Because mistakes do happen. Boards get cut wrong. Paint drips. A shelf pin hole lands in the wrong place. You forget to plan wire access for electronics and have a short existential crisis. Yet most built-in projects are surprisingly forgiving. Trim covers a multitude of sins. Wood filler is basically the apology note of carpentry. Caulk is not glamorous, but it has saved many a project from looking homemade in the wrong way.

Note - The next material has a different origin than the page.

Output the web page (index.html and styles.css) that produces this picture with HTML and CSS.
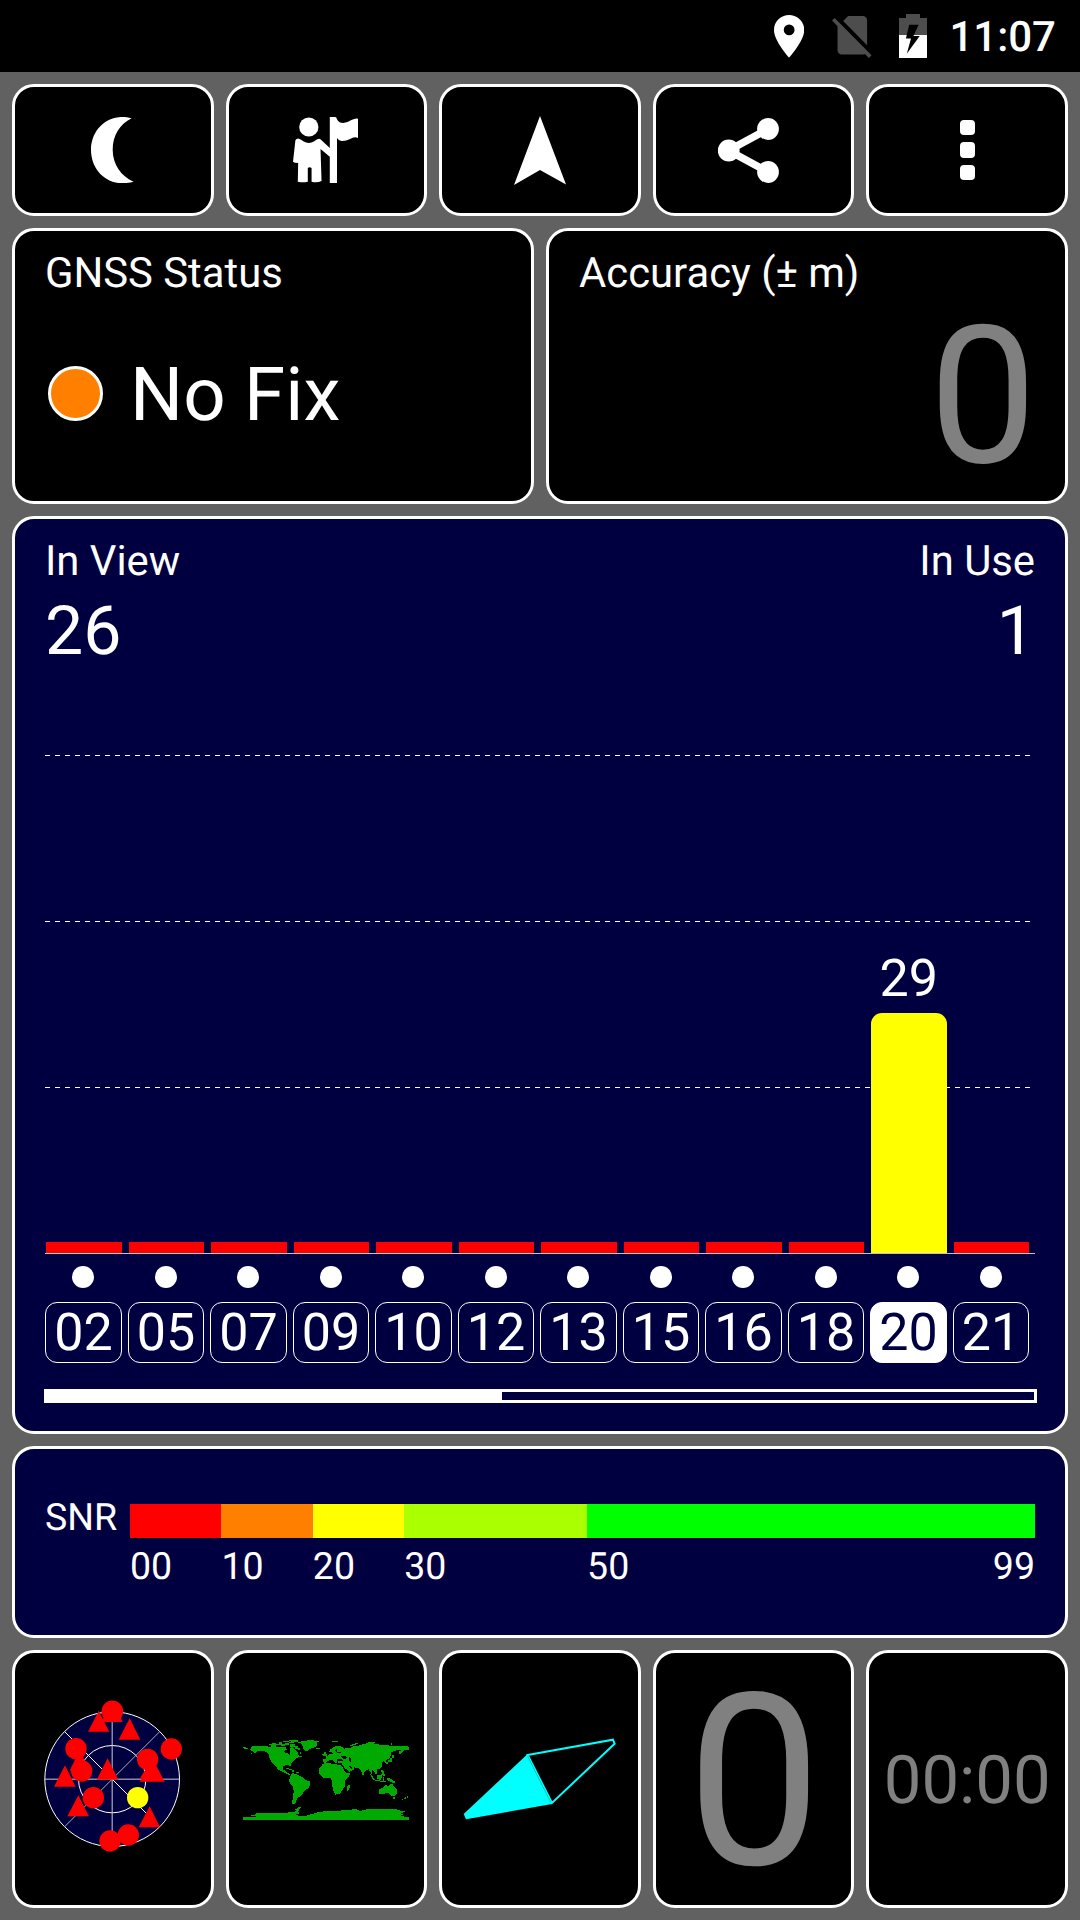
FILE: index.html
```html
<!DOCTYPE html>
<html>
<head>
  <meta charset="utf-8">
  <meta name="viewport" content="width=device-width, user-scalable=no">
  <title>GNSS Status</title>
  <link rel="stylesheet" href="styles.css">
</head>
<body>
<header class="statusbar">
  <svg class="st-pin" viewBox="5 2 14 20" preserveAspectRatio="none"><path fill="#fff" d="M12 2C8.13 2 5 5.13 5 9c0 5.25 7 13 7 13s7-7.75 7-13c0-3.87-3.13-7-7-7zm0 9.5a2.5 2.5 0 0 1 0-5 2.5 2.5 0 0 1 0 5z"/></svg>
  <svg class="st-sim" viewBox="2.38 3 18.74 19.62" preserveAspectRatio="none"><path fill="#4d4d4d" d="M18.99 5c0-1.1-.89-2-1.99-2h-7L7.66 5.34 19 16.68 18.99 5zM3.65 3.88L2.38 5.15 5 7.77V19c0 1.1.9 2 2 2h10.01c.35 0 .67-.1.96-.26l1.88 1.88 1.27-1.27L3.65 3.88z"/></svg>
  <svg class="st-bat" viewBox="899 14 28 44">
    <path fill="#4d4d4d" d="M906 14h14v4h7v17h-28V18h7z"/>
    <path fill="#fff" d="M899 35h28v23h-28z"/>
    <path fill="#000" d="M909.2 24.7h9.4L913.5 36h6.2l-12.9 17.8L911 38.4h-5.1z"/>
  </svg>
  <span class="clock">11:07</span>
</header>

<main class="screen">
  <nav class="row five tools">
    <div class="card"><svg class="ic-moon" viewBox="262 351 124 198" preserveAspectRatio="none"><path d="M380 355C364 350 350 351 342 352C295 358 262 400 262 450C262 500 295 543 342 549C360 550 375 549 386 545C350 530 325 493 325 450C325 405 346 373 380 355z"/></svg></div>
    <div class="card"><svg class="ic-guide" viewBox="852 351 189 198" preserveAspectRatio="none">
      <ellipse cx="898" cy="381" rx="28" ry="28.5"/>
      <path d="M859 421Q862 415 869 416Q876 418 882 424Q898 434 914 424Q921 417 928 416Q932 417 935 421L959 444V351H975Q979 352 980 358Q984 369 998 369Q1010 368 1022 360Q1033 354 1041 356V414Q1030 409 1018 417Q1005 424 993 423Q984 421 980 414V549H959V470L932 447L935 543Q922 549 906 545V504Q900 499 895 504V545Q880 549 866 545L867 489Q856 489 852 485z"/>
    </svg></div>
    <div class="card"><svg class="ic-arrow" viewBox="514 115 52 69"><path d="M540 115l26 68.5L540 169l-26 15z"/></svg></div>
    <div class="card"><svg class="ic-share" viewBox="718 118 71 65">
      <path d="M768 129l-39.500 21.500L768 172" fill="none" stroke="#fff" stroke-width="7.500"/>
      <circle cx="728.700" cy="150.500" r="10.900"/><circle cx="768" cy="129" r="10.900"/><circle cx="768" cy="172" r="10.900"/>
    </svg></div>
    <div class="card"><div class="dots"><i></i><i></i><i></i></div></div>
  </nav>

  <section class="row two">
    <div class="card info">
      <div class="label">GNSS Status</div>
      <div class="fix"><span class="lamp"></span><span>No Fix</span></div>
    </div>
    <div class="card info">
      <div class="label">Accuracy (± m)</div>
      <div class="accuracy">0</div>
    </div>
  </section>

  <section class="card navy sats">
    <div class="counts">
      <div><div class="label">In View</div><div class="count">26</div></div>
      <div class="right"><div class="label">In Use</div><div class="count">1</div></div>
    </div>
    <div class="plot">
      <svg class="grid" viewBox="0 0 990 499" stroke="#fff" stroke-dasharray="5 5"><path d="M0 .5h985M0 166.500h985M0 332.500h985"/></svg>
      <div class="bars">
        <div class="bar"></div><div class="bar"></div><div class="bar"></div><div class="bar"></div>
        <div class="bar"></div><div class="bar"></div><div class="bar"></div><div class="bar"></div>
        <div class="bar"></div><div class="bar"></div>
        <div class="col"><span class="value">29</span><div class="bar yellow" style="height:240px"></div></div>
        <div class="bar"></div>
      </div>
    </div>
    <div class="ids">
      <div><i></i><b>02</b></div>
      <div><i></i><b>05</b></div>
      <div><i></i><b>07</b></div>
      <div><i></i><b>09</b></div>
      <div><i></i><b>10</b></div>
      <div><i></i><b>12</b></div>
      <div><i></i><b>13</b></div>
      <div><i></i><b>15</b></div>
      <div><i></i><b>16</b></div>
      <div><i></i><b>18</b></div>
      <div><i></i><b class="used">20</b></div>
      <div><i></i><b>21</b></div>
    </div>
    <div class="scroll"><div class="thumb"></div></div>
  </section>

  <section class="card navy snr">
    <div class="snr-label">SNR</div>
    <div class="scale">
      <div class="c1"></div><div class="c2"></div><div class="c3"></div><div class="c4"></div><div class="c5"></div>
      <span>00</span><span>10</span><span>20</span><span>30</span><span class="ends"><span>50</span><span>99</span></span>
    </div>
  </section>

  <nav class="row five pages">
    <div class="card">
      <svg class="sky" viewBox="113 175 450 480">
        <circle cx="338.500" cy="415.500" r="202" fill="#000040"/>
        <g fill="none" stroke="#fff" stroke-width="3">
          <circle cx="338.500" cy="415.500" r="202"/>
          <circle cx="338.500" cy="415.500" r="101"/>
          <path d="M136 415.500h405M338.500 214v404" stroke="#ccd"/>
          <path d="M196 273l285 285"/>
          <path d="M196 558l285-285" stroke="#aab"/>
        </g>
        <g fill="#f00">
          <path d="M338 180l32 64h-64zM298 211l32 62h-64zM391 233l32 64h-65zM325 353l32 64h-65zM197 374l32 64h-65zM237 464l32 63h-65zM451 497l31 63h-64zM454 361l32 52h-64zM463 360l33 63h-64v0h-11l30-60zM241 329l30 61h-60z"/>
          <circle cx="339" cy="212" r="32.500"/><circle cx="230" cy="324" r="32"/><circle cx="247" cy="391" r="32"/>
          <circle cx="282" cy="471" r="32"/><circle cx="445" cy="356" r="32"/><circle cx="516" cy="325" r="32"/>
          <circle cx="332" cy="601" r="32"/><circle cx="387" cy="583" r="32"/>
        </g>
        <circle cx="415" cy="471" r="32" fill="#ff0"/>
      </svg>
    </div>
    <div class="card">
      <svg class="world" viewBox="69 90 498 240" fill="#0a0" shape-rendering="crispEdges">
        <!-- americas -->
        <path d="M91 117L97 108H130L150 110H190L198 112L192 127L203 130L208 135L211 128L210 114L218 111L226 118L233 126L233 133L243 140L234 143L228 144L222 150L215 158L212 165L210 172L207 167L204 166L196 166L189 170L188 178L195 182L199 186L204 189L212 193L208 195L198 190L186 184L175 179L168 170L160 163L153 155L149 145L147 135L140 127L128 122L115 122L107 128L98 127L100 123L92 122z"/>
        <path d="M69 112h8v3h8v2H75l-6-3zM93 129h4v2h-4z"/>
        <path d="M147 103h9v-4h12v4h10v-6h8v6h8v5h-12v-3h-14v5h-14v-4h-7zM190 93h16v3h-16zM196 99h10v5h-10zM207 91h28v4h-14v5h-14v-4h7zM210 103h16v5h9v5h6v8h-7v-5h-9v-5h-15zM240 126h4v5h-4zM193 116h9v4h-9z"/>
        <path d="M198 175h9v3h-9zM206 178h10v3h-10zM215 181h8v5h-8zM228 187h8v3h-8zM236 137h9v4h-9z"/>
        <path d="M213 191L222 190L235 195L248 202L255 210L272 215L270 223L265 235L256 240L248 250L240 259L232 265L228 275L226 281H217L218 262L221 248L220 232L211 220L207 212L210 203z"/>
        <path d="M232 97L248 93L275 90L299 95L291 98L292 108L283 112L270 116L264 121L262 124L252 121L248 110L243 100zM286 114h14v4h-12z"/>
        <!-- europe and asia -->
        <path d="M309 157V147H319L316 141L323 138L330 132L338 131L335 126L328 125L330 119L340 112L352 107L365 110L372 116L392 113L400 108L415 107L425 104L448 98L470 102L490 106L520 107H545L567 110V120L552 121L543 130L535 133L537 124L545 121H528L512 127L514 134L508 146L497 150L498 160L490 152L486 158L487 170L478 176L470 178L471 190L476 194L466 192L462 184L455 180L457 194L453 190L446 178L436 182L429 197L422 182L415 175L403 172L400 180L384 188L378 180L369 167L366 160H357L352 157L355 152H370L365 147H352L350 159L346 158L340 151H328L320 155L316 159z"/>
        <path d="M307 133h6v-8h6v5l4 6-4 3h-9zM337 94h16v3h-16zM341 98h6v2h-6zM388 108l10-6 15-4v3l-14 6zM445 95h20v4h-20zM513 99h4v6h-4zM486 134h4v12h-4zM517 134h4v11h-4zM511 145h6v5h-6zM505 151h12v4h-12zM498 157h6v4h-6z"/>
        <path d="M451 193l6 4 8 13h-6zM464 209h15v5h-12zM471 196h8l6-4 2 8-6 10-9-3zM488 202h4v11h-4zM484 180h5l4 10 4 9h-6l-6-9zM500 205h10l14 9 2 7-8-2-6-4-8-2zM480 213h18v3h-18z"/>
        <!-- africa -->
        <path d="M308 161L330 158L333 163L345 162L366 167L372 178L381 190H391L386 200L374 213V230L366 242L358 252L346 254L341 245L337 230L336 212L332 205L320 203L308 203L297 192L298 175L304 168zM386 224h4l-1 9-5 9h-4v-12z"/>
        <!-- australia -->
        <path d="M477 238L488 233L495 225L506 228L511 223H518L523 232L531 240L530 250L524 259L515 258L508 251L500 249L488 253L478 253zM519 262h6v4h-6zM561 257h3v7h-3zM556 262h3v4h-9v4h-3v-3h5z"/>
        <!-- antarctica -->
        <path d="M69 330V321H97L112 319L91 317L107 314L103 311L118 309H150L200 308L228 304L225 299L235 292H242L234 304L240 309L226 314L240 318H256L280 311L300 305L340 303L385 300L410 297L420 305L430 299L460 297H525L548 304H556L542 311L550 313L542 317L553 319L545 321H567V330z"/>
        <path fill="#000" d="M364 139h14l4 5-6 3-9-2zM386 141h5l2 6 1 9h-5zM350 127h12v3h-12zM347 117l4 0-1 9-4-2zM374 179l3-3 9 9-4 1zM388 167l10 6-3 3-9-6zM365 168l3-1 12 18-3 2z"/>
      </svg>
    </div>
    <div class="card">
      <svg class="compass" viewBox="100 290 460 250">
        <path fill="#0ff" d="M102 521L109 537L367 491L294 341z"/>
        <path fill="none" stroke="#0ff" stroke-width="6" d="M294 344L550 298L555 310L367 488z"/>
        <path stroke="#088" stroke-width="1.500" d="M294 348l69 138"/>
      </svg>
    </div>
    <div class="card"><span class="speed">0</span></div>
    <div class="card"><span class="timer">00:00</span></div>
  </nav>
</main>
</body>
</html>
```

FILE: styles.css
```css
* {
  box-sizing: border-box;
}
body {
  margin: 0;
  width: 1080px;
  height: 1920px;
  overflow: hidden;
  background: #616161;
  color: #fff;
  font-family: Roboto, "Liberation Sans", sans-serif;
  text-rendering: geometricPrecision;
}
svg {
  display: block;
  flex: none;
}

/* status bar */
.statusbar {
  display: flex;
  height: 72px;
  padding: 0 24px 0 774px;
  background: #000;
}
.st-pin {
  width: 30.300px;
  height: 42.500px;
  margin-top: 15px;
}
.st-sim {
  width: 39.600px;
  height: 42px;
  margin: 16px 0 0 28px;
}
.st-bat {
  width: 28px;
  height: 44px;
  margin: 14px 0 0 27px;
}
.clock {
  margin: 13px 0 0 22.500px;
  font-size: 42px;
  line-height: 50px;
  font-weight: 500;
}

/* cards */
.screen {
  display: grid;
  grid-template-rows: 132px 275.600px 918.600px 191.600px 258.600px;
  gap: 12px;
  padding: 12px;
}
.row {
  display: grid;
  gap: 12px;
}
.five {
  grid-template-columns: repeat(5, 1fr);
}
.two {
  grid-template-columns: 1fr 1fr;
}
.card {
  min-width: 0;
  border: 3px solid #fff;
  border-radius: 22px;
  background: #000;
}
.navy {
  background: #000040;
}
.tools .card,
.pages .card {
  display: flex;
  align-items: center;
  justify-content: center;
}
.tools svg {
  fill: #fff;
}
.ic-moon {
  width: 42.700px;
  height: 66px;
  margin-right: 1px;
}
.ic-guide {
  width: 65px;
  height: 66px;
  margin-right: 1px;
}
.ic-arrow {
  width: 52px;
  height: 69px;
}
.ic-share {
  width: 71px;
  height: 65px;
}
.dots {
  display: flex;
  flex-direction: column;
  gap: 7px;
}
.dots i {
  width: 15px;
  height: 15.500px;
  border-radius: 4px;
  background: #fff;
}

/* fix status and accuracy */
.info {
  padding: 17.700px 30px 0;
}
.label {
  font-size: 41.800px;
  line-height: 50px;
}
.fix {
  display: flex;
  align-items: center;
  gap: 27px;
  margin-top: 53px;
  padding-left: 3px;
  font-size: 74.500px;
  line-height: 88px;
}
.lamp {
  width: 55px;
  height: 55px;
  margin-bottom: 5px;
  border: 3px solid #fff;
  border-radius: 50%;
  background: #ff8000;
}
.accuracy {
  margin: 1px -2px 0 0;
  text-align: right;
  font-size: 192px;
  line-height: 193px;
  color: #808080;
}

/* satellites */
.sats {
  padding: 18px 30px 0;
}
.counts {
  display: flex;
  justify-content: space-between;
}
.right {
  text-align: right;
}
.count {
  margin-top: 4px;
  font-size: 68px;
  line-height: 80px;
}
.plot {
  position: relative;
  height: 499.500px;
  margin-top: 84.400px;
  border-bottom: 1.500px solid #c0c0d0;
}
.grid {
  position: absolute;
  left: 0;
  top: 0;
  width: 990px;
  height: 499px;
}
.bars {
  position: relative;
  display: grid;
  grid-template-columns: repeat(12, 75.500px);
  column-gap: 7px;
  align-items: end;
  height: 100%;
  padding-left: 1px;
}
.bar {
  height: 11px;
  background: #f00;
}
.col {
  text-align: center;
}
.value {
  display: block;
  margin-bottom: 4px;
  font-size: 52px;
  line-height: 60px;
}
.yellow {
  border-radius: 11px 11px 0 0;
  background: #ff0;
}
.ids {
  display: grid;
  grid-template-columns: repeat(12, 76.500px);
  column-gap: 6px;
  margin-top: 12px;
  padding-left: .2px;
}
.ids i {
  display: block;
  width: 22px;
  height: 22px;
  margin: 0 auto 14px;
  border-radius: 50%;
  background: #fff;
}
.ids b {
  display: block;
  height: 61px;
  border: 1.500px solid #fff;
  border-radius: 12px;
  text-align: center;
  font-size: 52px;
  line-height: 60px;
  font-weight: 400;
}
.ids .used {
  background: #fff;
  color: #000040;
}
.scroll {
  height: 14px;
  margin: 25.500px -2px 0 -1px;
  border: 3px solid #fff;
}
.thumb {
  width: 455px;
  height: 100%;
  background: #fff;
}

/* snr legend */
.snr {
  display: flex;
  padding: 48.400px 30px 0;
  font-size: 37.500px;
  line-height: 40px;
}
.snr-label {
  width: 85px;
}
.scale {
  display: grid;
  grid-template-columns: 10fr 10fr 10fr 20fr 49fr;
  grid-template-rows: 34px 40px;
  row-gap: 9px;
  flex: 1;
  padding-top: 6px;
}
.c1 {
  background: #f00;
}
.c2 {
  background: #ff8000;
}
.c3 {
  background: #ff0;
}
.c4 {
  background: #af0;
}
.c5 {
  background: #0f0;
}
.ends {
  display: flex;
  justify-content: space-between;
}

/* page buttons */
.sky {
  width: 150px;
  height: 160px;
  margin: 0 1px 1px 0;
}
.world {
  width: 166px;
  height: 80px;
  margin-top: 2px;
}
.compass {
  width: 153.300px;
  height: 83.300px;
}
.speed,
.timer {
  color: #808080;
  font-size: 240px;
  line-height: 240px;
}
.speed {
  padding: 5px 0 0 1px;
}
.timer {
  padding-top: 3px;
  font-size: 67px;
  line-height: 80px;
}
```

In the end, the experience of building built-ins is memorable because the result feels both practical and personal. You are not just adding storage. You are shaping how the room works. You are deciding what stays visible, what gets hidden, and how the architecture supports daily life. That is why built-ins are so satisfying. They do not just occupy space. They improve it. And once you finish a good built-in project, it becomes dangerously easy to look at every blank wall in your house and think, “You know what would look amazing there?”
Final Thoughts
Building built-ins is one of those projects that rewards both ambition and restraint. Ambition gets the project started. Restraint keeps you measuring twice, trimming carefully, and letting the room guide the final fit. The most successful built-ins are not simply sturdy. They are thoughtful. They solve a storage problem, strengthen the room’s architecture, and make everyday life feel a little more organized and a lot more polished.
So if Part 1 was the blueprint, Part 2 is the payoff. Build the boxes well. Install them level. Anchor them securely. Use fillers and trim like they matter, because they absolutely do. Then finish the project with enough care that no one asks whether the built-ins are new. They should just assume the house got lucky and came that way.